The total number of sheltered animals typically peaks in May of each year and then hits its lowest point around January. There is often a secondary peak sometime after May before the number of sheltered animals drops rapidly. The number of sheltered animals has dropped precipitously in 2020, likely as a result of COVID-19.

In [None]:
# Net Change in Sheltered Animal Counts
in_out_df['Change in Sheltered Animal Counts'] = in_out_df['Number of Intakes'] - in_out_df['Number of Exits']
in_out_df['Total Sheltered Animal Counts'] = in_out_df['Change in Sheltered Animal Counts'].sort_index().cumsum()
in_out_df['Total Sheltered Animal Counts'] = in_out_df['Total Sheltered Animal Counts'] + in_out_df['Total Sheltered Animal Counts'].min()

# Create Plot
shelter_count_fig, shelter_count_ax = plt.subplots(figsize=(10, 6))

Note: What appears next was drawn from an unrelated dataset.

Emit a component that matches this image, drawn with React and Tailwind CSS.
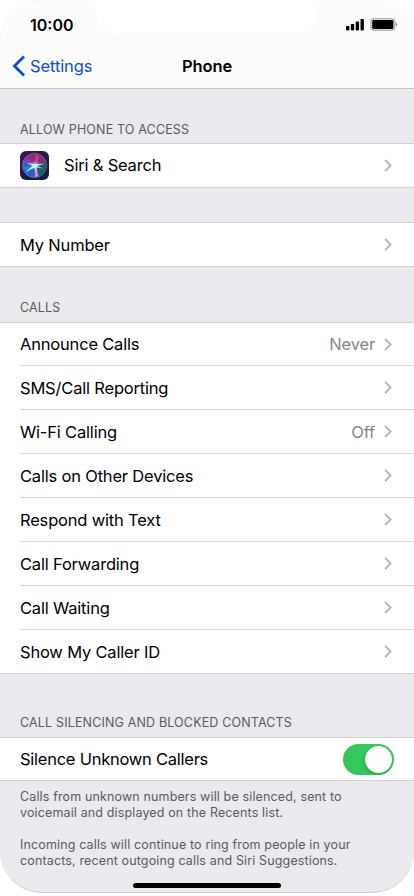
import React from 'react';

const callRows = [
  { label: 'Announce Calls', value: 'Never' },
  { label: 'SMS/Call Reporting' },
  { label: 'Wi-Fi Calling', value: 'Off' },
  { label: 'Calls on Other Devices' },
  { label: 'Respond with Text' },
  { label: 'Call Forwarding' },
  { label: 'Call Waiting' },
  { label: 'Show My Caller ID' },
];

function Chevron() {
  return (
    <svg width="8" height="13" viewBox="0 0 8 13" fill="none" className="shrink-0">
      <path d="M1.1 1L6.6 6.5L1.1 12" stroke="#b6b6b8" strokeWidth="1.9" />
    </svg>
  );
}

function SiriIcon() {
  return (
    <svg width="29" height="29" viewBox="0 0 29 29" className="mr-[15px] shrink-0">
      <defs>
        <linearGradient id="siriBg" x1="0" y1="0" x2="1" y2="1">
          <stop offset="0" stopColor="#43105a" />
          <stop offset="0.45" stopColor="#251d49" />
          <stop offset="1" stopColor="#101f3c" />
        </linearGradient>
        <linearGradient id="siriOrb" x1="0.1" y1="0.9" x2="0.7" y2="0.05">
          <stop offset="0" stopColor="#1567c0" />
          <stop offset="0.4" stopColor="#3f58b8" />
          <stop offset="0.65" stopColor="#8b2c8e" />
          <stop offset="1" stopColor="#8f2468" />
        </linearGradient>
        <radialGradient id="siriGlow">
          <stop offset="0" stopColor="#fff" />
          <stop offset="0.4" stopColor="#c4e8f5" stopOpacity="0.5" />
          <stop offset="1" stopColor="#63bdea" stopOpacity="0" />
        </radialGradient>
      </defs>
      <rect width="29" height="29" rx="6" fill="url(#siriBg)" />
      <circle cx="14.5" cy="14.5" r="12" fill="url(#siriOrb)" stroke="#777fa0" strokeWidth="0.8" />
      <path d="M15 14L25.8 11A12 12 0 0 1 19.5 25.5Z" fill="#15605f" opacity="0.85" />
      <path d="M15 14L15.5 4L19 5L17 14Z" fill="#d63f8e" opacity="0.85" />
      <path d="M15 14L7 6.5L4.5 11Z" fill="#9b3fb4" opacity="0.7" />
      <path d="M14 14L3.5 16L7 23Z" fill="#258be0" opacity="0.75" />
      <path d="M14.5 15L15 26L18.5 25Z" fill="#e68ad8" opacity="0.9" />
      <circle cx="15" cy="14.3" r="5" fill="url(#siriGlow)" />
      <path d="M6.5 12L15 13L25 12.8L17 15L24 17.8L16.3 16.2L17.5 23L14.5 16.8L6 20.8L12.5 14.8Z" fill="#c9f7f3" opacity="0.9" />
    </svg>
  );
}

function Row({ label, value, icon, textPad = 'pt-px' }) {
  return (
    <div className="flex h-[43px] items-center pr-[22px]">
      {icon}
      <span className={`grow text-[16.5px] tracking-[-0.19px] text-black ${textPad}`}>{label}</span>
      {value && <span className={`mr-[9px] text-[16.5px] tracking-[-0.15px] text-[#858589] ${textPad}`}>{value}</span>}
      <Chevron />
    </div>
  );
}

function GroupTitle({ children }) {
  return <h2 className="pl-5 text-[12.5px] leading-4 font-normal tracking-[0.16px] text-[#59595d]">{children}</h2>;
}

function StatusBar() {
  return (
    <div className="flex h-11 items-start justify-between pr-4 pl-[30px]">
      <span className="mt-[15px] text-[16px] leading-5 font-semibold text-black">10:00</span>
      <div className="mt-[18px] flex gap-[6px]">
        <svg width="19" height="13" viewBox="0 0 19 13">
          <rect x="1" y="8" width="3.4" height="4.4" rx="0.8" />
          <rect x="5.8" y="6" width="3.4" height="6.4" rx="0.8" />
          <rect x="10.7" y="3.6" width="3.4" height="8.8" rx="0.8" />
          <rect x="15.5" y="1" width="3.4" height="11.4" rx="0.8" />
        </svg>
        <svg width="28" height="13" viewBox="0 0 28 13">
          <rect x="0.9" y="0.8" width="23.8" height="11.4" rx="3.2" fill="#fcfcfc" stroke="#b4b4b4" strokeWidth="1.5" />
          <rect x="2.2" y="2.1" width="21.2" height="8.8" rx="1.4" />
          <path d="M25.9 4.4Q27.2 5 27.2 6.5Q27.2 8 25.9 8.6Z" fill="#929292" />
        </svg>
      </div>
    </div>
  );
}

export default function App() {
  return (
    <div className="h-[896px] w-[414px] overflow-hidden bg-white font-['Inter',sans-serif]">
      <div className="relative h-[893px] overflow-hidden rounded-[42px] border-b border-[#cacacd] bg-[#eae9ee]">
        <header className="relative h-[89px] border-b border-[#c3c3c7] bg-[#fcfcfc]">
          {/* notch */}
          <svg width="414" height="34" viewBox="0 0 414 34" className="absolute top-0 left-0">
            <path d="M88 0Q96 0 96 9C96 25 103 33 120 33H294C311 33 318 25 318 9Q318 0 326 0Z" fill="#fff" />
          </svg>
          <div className="relative">
            <StatusBar />
            <nav className="grid h-11 grid-cols-3 items-center pr-3 pl-3">
              <div className="flex items-center text-[#0a4be0]">
                <svg width="14" height="22" viewBox="0 0 14 22" fill="none">
                  <path d="M12 1.5L2.5 11L12 20.5" stroke="currentColor" strokeWidth="2.8" />
                </svg>
                <span className="ml-1 text-[16.5px] tracking-[-0.1px]">Settings</span>
              </div>
              <h1 className="text-center text-[16.5px] font-semibold tracking-[-0.1px] text-black">Phone</h1>
            </nav>
          </div>
        </header>

        <main>
          <section className="pt-[33px]">
            <GroupTitle>ALLOW PHONE TO ACCESS</GroupTitle>
            <div className="mt-[5px] border-y border-[#cfcfd2] bg-white pl-5">
              <Row label="Siri & Search" icon={<SiriIcon />} textPad="pt-0" />
            </div>
          </section>

          <section className="mt-[34px] border-y border-[#cfcfd2] bg-white pl-5">
            <Row label="My Number" />
          </section>

          <section className="pt-[33px]">
            <GroupTitle>CALLS</GroupTitle>
            <div className="mt-[6px] border-t border-[#cfcfd2] bg-white">
              {callRows.map((row, i) => (
                <div
                  key={row.label}
                  className={i === callRows.length - 1 ? 'border-b border-[#cfcfd2] pl-5' : 'ml-5 border-b border-[#d6d6d8]'}
                >
                  <div className={i === 0 ? '-mb-px h-[43px]' : 'h-[43px]'}>
                    <Row {...row} textPad={i === 0 ? 'pt-0' : 'pt-px'} />
                  </div>
                </div>
              ))}
            </div>
          </section>

          <section className="pt-[41px]">
            <GroupTitle>CALL SILENCING AND BLOCKED CONTACTS</GroupTitle>
            <div className="mt-[6px] flex h-11 items-center justify-between border-y border-[#d3d3d6] bg-white pr-5 pl-5">
              <span className="text-[16.5px] tracking-[-0.25px] text-black">Silence Unknown Callers</span>
              <div className="flex h-[31px] w-[51px] items-center justify-end rounded-full bg-[#35c759] pr-[2px]">
                <div className="size-[27px] rounded-full bg-white shadow-[-1px_2px_3px_rgba(0,0,0,0.15)]" />
              </div>
            </div>
            <div className="mt-2 pl-5 text-[12.5px] leading-4 tracking-[0.14px] text-[#59595d]">
              <p>Calls from unknown numbers will be silenced, sent to<br />voicemail and displayed on the Recents list.</p>
              <p className="mt-4">Incoming calls will continue to ring from people in your<br />contacts, recent outgoing calls and Siri Suggestions.</p>
            </div>
          </section>
        </main>
        <div className="absolute bottom-[4px] left-[133px] h-[5px] w-[148px] rounded-full bg-black" />
      </div>
    </div>
  );
}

shelter_count_ax.set_title('Sheltered Animal Counts by Month')
shelter_count_ax.set_ylabel('Number of Animals')
shelter_count_ax.set_xlabel('Month')

shelter_count_plt, shelter_change_plt = shelter_count_ax.plot(in_out_df[['Total Sheltered Animal Counts', 'Change in Sheltered Animal Counts']])

shelter_count_ax.legend([shelter_count_plt, shelter_change_plt], ['Total Sheltered Animal Counts', 'Change in Sheltered Animal Counts'], loc = 'upper left')
plt.xticks(months[::3], rotation = 70)
plt.grid()

plt.savefig("./images/sheltered_by_month.png", dpi=150)
plt.grid()
plt.show()

## Conclusions

This analysis leads to three recommendations for improving operations of the Austin Animal Center:

- **Engage in targeted outreach campaigns for dogs that have been sheltered at AAC for more than 30 days.** While most dogs will have been placed after 30 days, this may help reduce the number of dogs that end up having extended stays, potentially requiring many more months of care.
- **Reduce current spending until the numbers of intakes and sheltered animals return to normal.** Given the reduced activity during this period, AAC should consider ways to temporarily reduce costs by changing space utilization or staffing.
- **Hire seasonal staff and rent temporary space for May through December.** To accommodate the high volume of intakes and number of sheltered animals in the spring and fall, AAC should leverage seasonal resources, rather than full-year ones. This will allow AAC to cut back on expenditures during the months when there is lower

### Next Steps

Further analyses could yield additional insights to further improve operations at AAC:

- **Better prediction of animals that are likely to have long stays.** This modeling could use already available data, such as breed and intake condition.
- **Model need for medical support.** This modeling could predict the need for specialized personnel to address animals' medical needs, including neutering, using intake condition and sex data.
- **Predicting undesirable outcomes.** This modeling could identify animals that are more likely to have undesirable outcomes (e.g. Euthanasia) for targeted medical support or outreach.